平成十年は立川バンクの長い直線が神山に味方したかに……勝利の女神はまったく気まぐれである。山田裕仁-山口幸二(岐阜62期)の先行策は想定外だったのか、神山は内に詰まりながら位置を探す状態。やっと抜け出した時点でもう残り半周ちょっと、しかも児玉広志(香川66期)と押し合いへし合い激しく競った末の四番手だ--これはいかにも厳しいな(ホーム・スタンド四階から観戦していた筆者の感想である)……。しかし――! ハコ無風の山口が抜け抜け出したところに黒帽二番車神山が閃光の猛襲--。届いたのかァ(峻烈な興奮が筆者を襲った)--? ゴール直後の神山がどうだァと内側の山口の顔を見やるや、山口から確信に満ちたガッツ・ポーズが繰り出されたのでありました。
もちろん十数回グランプリを走っている神山雄一郎のことだから、ほかにも惜敗は幾つもあるのだが、この四年間の「二着二着二着二着」の痛惜は格別であり、彼以外に誰がこんな「記録」を残せよう、ともおもい、前述した神山、吉岡、三宅、十文字、小橋、山田、山口、児玉の名前以外にも、激闘の要員を担った井上茂徳(佐賀41期)、滝澤正光(千葉43期)、松本整(京都45期)、本田晴美(岡山51期)、東出剛(千葉54期)、鈴木誠(千葉55期)、高橋光宏(群馬56期)、濱口高彰(岐阜59期)、高木隆弘(神奈川64期)、後閑信一(群馬65期)、海田和裕(三重65期)、加倉正義(福岡68期)ら「性格俳優」を配剤した、競輪の神様の導きを感じずにはいられない。
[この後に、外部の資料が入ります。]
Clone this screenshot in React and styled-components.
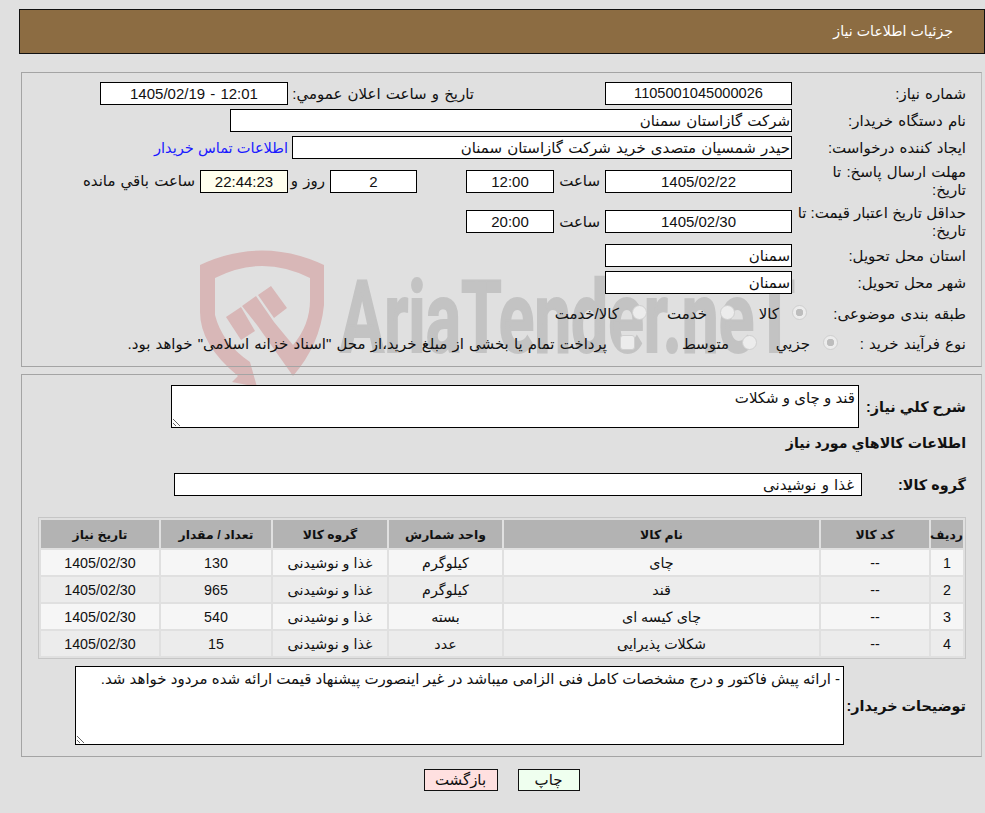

エピローグ--もしかしたら五年つづけての二着もあった--?
翌平成十一年の神山雄一郎は日本選手権競輪、オールスター競輪とふたつの特別競輪を制覇、暮の大舞台に堂々と、当たり前のように出場する。新星の太田真一(埼玉75期)を目標に得たのも大きなアドバンテージと視られ、「悲願のグランプリ制覇だ神山雄一郎」の大見出しが各スポーツ紙におどったのであるが……。
当日の神山は阿修羅のごときマーク屋に「変身」した。まずは最終ホームでイン競りの小倉竜二(徳島77期)を厳しくキメて(小倉は落車)、二角すぎに吉岡稔真のカマシをブロック、二センターでは金古将人(福島67期)のドンピシャの捲りをも止めてしまったのだ。ゴールは神山の「大仕事」に助けられた太田の逃走劇、二着三着は余力をふり絞る神山と渾身の中割り児玉広志の写真判定となった。
神山のグランプリ四年連続二着が競輪党の語り草になっているとして、どこか誰かとその話になったとき筆者は、ちょっとだけ斜にかまえ、二着、二着、二着、二着の翌年の三着失格、太田の番手で八面六臂のあの神山が一番すごかったンだ--と口を挟まずにはいられない。